BMW notes that the motors are actually quicker to respond and more consistent than typical electric motors found in electric cars. This is an interesting and surprising note considering that electric cars are known for their instant torque. But, apparently, BMW’s motors step it up a notch. “They work according to the principle of a current-excited synchronous motor. The excitation of the rotor in the BMW iX motors is not induced by fixed permanent magnets, but the feed-in of electric energy. This removes the need for the critical materials used to manufacture magnets, and the BMW Group is therefore not reliant on their availability.

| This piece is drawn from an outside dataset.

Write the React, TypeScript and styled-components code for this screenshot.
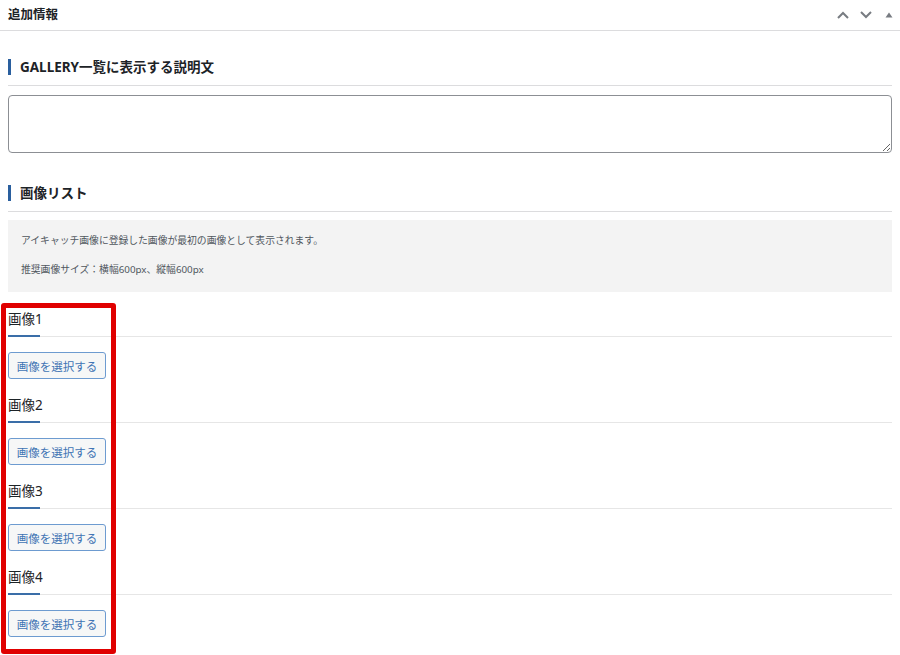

“This special design also has a positive effect on the motors’ performance characteristics. The precisely controlled excitation of the rotor using electric power enables peak torque to be on tap in full immediately on pulling away. And — unlike with electric motors of conventional design — that torque is maintained over an extremely broad rev band. The defining trait of the driving experience on board the BMW iX is, then, power development that is not only lightning fast but also unusually consistent, underscoring the car’s brand-typical sporting excellence.”

The 370 kW/500 HP (which may sound familiar) gets the iX models to 100 km/h in under 5 seconds.

As far as the design — well, I think the sides and back look great. … I’m yet to find someone who likes the giant beaver-like grille? Maybe you do?

Naturally, the most important question is how many units of these vehicles is BMW prepared to produce? European Union regulations will ensure there’s at least a semi-decent number, but how high will BMW go?